А Быкову нравится. Он пишет книгу об удавшейся жизни. Красивые здесь красивы, плохие – плохи, а хорошие – хороши. Здесь нет полутонов. Каждый здесь получает то, что заслуживает. Если поглядеть да посмотреть, какая книжка архетипична биографии, написанной Быковым, то это – "Мастер и Маргарита". Даже хулиганства Пастернака отдают тем самым, не то воландовским, не то обаятельно-бегемотовским: "Федин созвал писателей на новоселье. На почетном месте сидел Пастернак. Гости были сановитые – редколлегия "Нового мира", в которую входил и Федин; Вишневский – главный редактор "Знамени", в 52-м – законченный литсановник апоплексического сложения, вставлявший в речь флотские словечки и ругательства. Когда уже порядочно клюкнули, Вишневский встал и провозгласил тост за будущее настоящего советского поэта Пастернака. Он подчеркнул – "советского". Пастернак меланхолично поковыривал вилкой салат и так же меланхолично протянул: "Все-еволод, идите в п. ду!" В первый момент никто ничего не понял. Вишневский замер квадратным изваянием с рюмкой в руке. Пастернак, не отрываясь от своего занятия, внятно повторил для тугоухих: "В п. ду!""
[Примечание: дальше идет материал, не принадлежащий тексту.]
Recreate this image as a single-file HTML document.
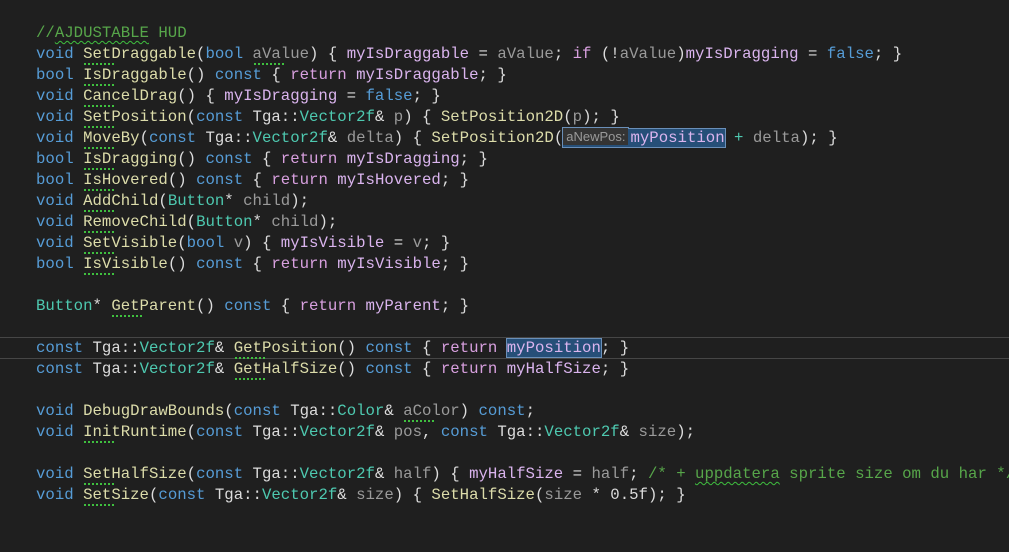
<!DOCTYPE html>
<html><head><meta charset="utf-8"><style>
html,body{margin:0;padding:0;background:#1f1f1f;width:1009px;height:552px;overflow:hidden}
#ed{position:absolute;left:36px;top:23px;font-family:"Liberation Mono",monospace;font-size:15.7px;line-height:21px;color:#dcdcdc}
.l{height:21px;white-space:pre}
.k{color:#569cd6}.f{color:#dcdcaa}.t{color:#4ec9b0}.m{color:#dab4ee}.c{color:#d8a0df}.p{color:#9a9a9a}.g{color:#57a64a}
.d{position:relative}
.d::after{content:"";position:absolute;left:1px;width:30px;bottom:-2px;border-bottom:2px dotted #3fbf3f}
.w{text-decoration:underline wavy #3fbf3f;text-decoration-thickness:1px;text-underline-offset:3px}
.hint{display:inline-block;background:#343434;color:#9a9a9a;font-family:"Liberation Sans",sans-serif;font-size:13px;line-height:17px;padding:0 3px;margin-right:2px;vertical-align:1px}
.sel{background:#264f78;outline:1px solid #6a8fb8}
#cur{position:absolute;left:0;top:337px;width:1009px;height:20px;border-top:1px solid #464646;border-bottom:1px solid #464646}
</style></head><body>
<div id="cur"></div>
<div id="ed"><div class="l g">//<span class="w">AJDUSTABLE</span> HUD</div><div class="l"><span class="k">void</span> <span class="f d">SetDraggable</span>(<span class="k">bool</span> <span class="p d">aValue</span>) { <span class="m">myIsDraggable</span> = <span class="p">aValue</span>; <span class="c">if</span> (!<span class="p">aValue</span>)<span class="m">myIsDragging</span> = <span class="k">false</span>; }</div><div class="l"><span class="k">bool</span> <span class="f d">IsDraggable</span>() <span class="k">const</span> { <span class="c">return</span> <span class="m">myIsDraggable</span>; }</div><div class="l"><span class="k">void</span> <span class="f d">CancelDrag</span>() { <span class="m">myIsDragging</span> = <span class="k">false</span>; }</div><div class="l"><span class="k">void</span> <span class="f d">SetPosition</span>(<span class="k">const</span> Tga::<span class="t">Vector2f</span>&amp; <span class="p">p</span>) { <span class="f">SetPosition2D</span>(<span class="p">p</span>); }</div><div class="l"><span class="k">void</span> <span class="f d">MoveBy</span>(<span class="k">const</span> Tga::<span class="t">Vector2f</span>&amp; <span class="p">delta</span>) { <span class="f">SetPosition2D</span>(<span class="sel"><span class="hint">aNewPos:</span><span class="m">myPosition</span></span> <span class="t">+</span> <span class="p">delta</span>); }</div><div class="l"><span class="k">bool</span> <span class="f d">IsDragging</span>() <span class="k">const</span> { <span class="c">return</span> <span class="m">myIsDragging</span>; }</div><div class="l"><span class="k">bool</span> <span class="f d">IsHovered</span>() <span class="k">const</span> { <span class="c">return</span> <span class="m">myIsHovered</span>; }</div><div class="l"><span class="k">void</span> <span class="f d">AddChild</span>(<span class="t">Button</span>* <span class="p">child</span>);</div><div class="l"><span class="k">void</span> <span class="f d">RemoveChild</span>(<span class="t">Button</span>* <span class="p">child</span>);</div><div class="l"><span class="k">void</span> <span class="f d">SetVisible</span>(<span class="k">bool</span> <span class="p">v</span>) { <span class="m">myIsVisible</span> = <span class="p">v</span>; }</div><div class="l"><span class="k">bool</span> <span class="f d">IsVisible</span>() <span class="k">const</span> { <span class="c">return</span> <span class="m">myIsVisible</span>; }</div><div class="l"> </div><div class="l"><span class="t">Button</span>* <span class="f d">GetParent</span>() <span class="k">const</span> { <span class="c">return</span> <span class="m">myParent</span>; }</div><div class="l"> </div><div class="l"><span class="k">const</span> Tga::<span class="t">Vector2f</span>&amp; <span class="f d">GetPosition</span>() <span class="k">const</span> { <span class="c">return</span> <span class="m sel">myPosition</span>; }</div><div class="l"><span class="k">const</span> Tga::<span class="t">Vector2f</span>&amp; <span class="f d">GetHalfSize</span>() <span class="k">const</span> { <span class="c">return</span> <span class="m">myHalfSize</span>; }</div><div class="l"> </div><div class="l"><span class="k">void</span> <span class="f">DebugDrawBounds</span>(<span class="k">const</span> Tga::<span class="t">Color</span>&amp; <span class="p d">aColor</span>) <span class="k">const</span>;</div><div class="l"><span class="k">void</span> <span class="f d">InitRuntime</span>(<span class="k">const</span> Tga::<span class="t">Vector2f</span>&amp; <span class="p">pos</span>, <span class="k">const</span> Tga::<span class="t">Vector2f</span>&amp; <span class="p">size</span>);</div><div class="l"> </div><div class="l"><span class="k">void</span> <span class="f d">SetHalfSize</span>(<span class="k">const</span> Tga::<span class="t">Vector2f</span>&amp; <span class="p">half</span>) { <span class="m">myHalfSize</span> = <span class="p">half</span>; <span class="g">/* + <span class="w">uppdatera</span> sprite size om du har */</span></div><div class="l"><span class="k">void</span> <span class="f d">SetSize</span>(<span class="k">const</span> Tga::<span class="t">Vector2f</span>&amp; <span class="p">size</span>) { <span class="f">SetHalfSize</span>(<span class="p">size</span> * 0.5f); }</div></div>
</body></html>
Подумаешь, послал подальше начальника, но как смачно описано! С каким удовольствием этот эпизод не то чтобы перечитываешь, но переписываешь… Две тенденции столкнулись и стакнулись в книге Быкова о Пастернаке. Одна – идейная. Дмитрий Быков мономан. У него – одна, ну от силы три идеологемы, которые он с непревзойденным талантом и упорством излагает во всех своих произведениях. История – нечто вроде погоды, никуда не деться от ее изменений, что же до поэтов, то лучшие из них те, кто живут в согласии с климатическими изменениями общественной погоды; те, что живут в ладу с историческими зимой, весной, летом, осенью. Высокий конформизм, стоицизм героического обывателя.